Art et amitié aux XVIIe et XVIIIe siècles en Europe
Paris (14 juin 2022), avant le 31 mars 2022

À la suite de la pandémie qui nous a chacun isolés, des revues telles que le Courrier international et Philosophie magazine consacraient leur numéro de cet été à l’amitié. Nous souhaitons, à travers cette journée d’étude, interroger cette notion d’actualité au prisme d’une histoire sociale et culturelle de l’art. Comment les artistes des XVIIe et XVIIIe siècles vivaient-ils et concevaient-ils l’amitié ?

  • Salle Vasari, INHA, 6 rue des Petits Champs, 75002 Paris.

Argumentaire

À la suite de la pandémie qui nous a chacun isolés, des revues telles que le Courrier international et Philosophie magazine consacraient leur numéro de cet été à l’amitié. Nous souhaitons, à travers cette journée d’étude, interroger cette notion d’actualité au prisme d’une histoire sociale et culturelle de l’art. Comment les artistes des XVIIe et XVIIIe siècles vivaient-ils et concevaient-ils l’amitié ?

 Comme le rappelle Aurélie Prévost dans son récent ouvrage intitulé L’Amitié en France aux XVIe et XVIIe siècles : Histoire d’un sentiment[1], ce terme recouvre, pour les Modernes, une polysémie très riche. Il désigne tout autant le sentiment de bienveillance, la relation érotique amoureuse, l’harmonie que l’affection filiale, conjugale, charitable ou religieuse. Dans son Dictionnaire, Furetière l’applique même à la viande. Il explique ainsi : « qu’une viande n’a point d’amitié, pour dire, qu’elle est dure, infipide, ou degouftante[2] ».

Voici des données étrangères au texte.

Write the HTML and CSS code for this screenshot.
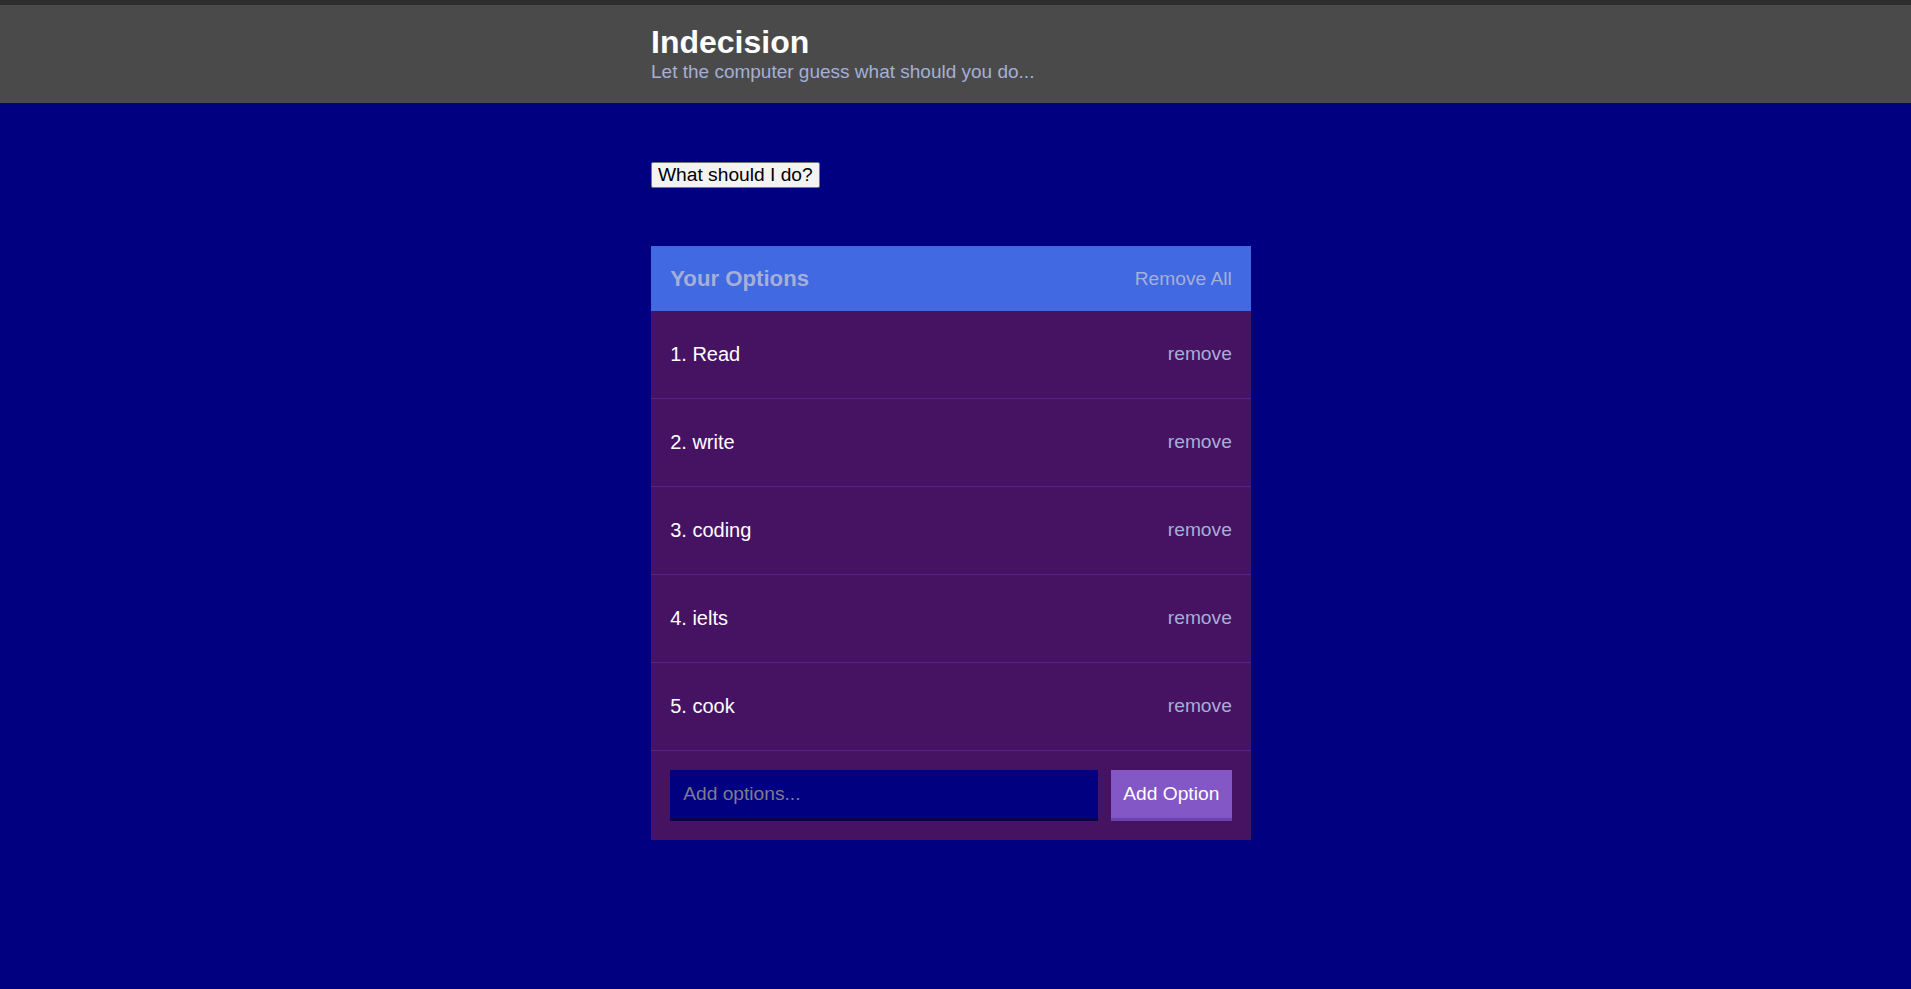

De Descartes à Kant en passant par la marquise de Sablé, Spinoza, Jean de La Fontaine et les philosophes des Lumières, cette notion a été largement traitée en littérature et en philosophie. Qu’elle soit fusionnelle, comme celle qu’entretiennent La Boétie et Montaigne, immortalisée par la célèbre formule de ce dernier « Parce que c’était lui, parce que c’était moi », ou vécue comme une trahison, à l’instar de celle qui déchire Diderot, Rousseau, Voltaire et D’Alembert dans le cadre de la rédaction de l’Encyclopédie, l’amitié est à l’origine de nombre de textes et de maximes qui constituent aujourd’hui notre patrimoine culturel.

Qu’en est-il du domaine artistique ? Quelles relations, qu’il s’agisse d’amitiés ou de rivalités, peintres, sculpteurs, architectes, graveurs, orfèvres, miniaturistes, médaillistes et tisseurs des XVIIe et XVIIIe siècles entretiennent-ils ? Quelles sont les conséquences de ces relations sur les productions artistiques contemporaines ? Est-il possible d’identifier et de cartographier des réseaux d’artistes unis par les liens de l’amitié et mettant leurs affinités au service de créations communes ?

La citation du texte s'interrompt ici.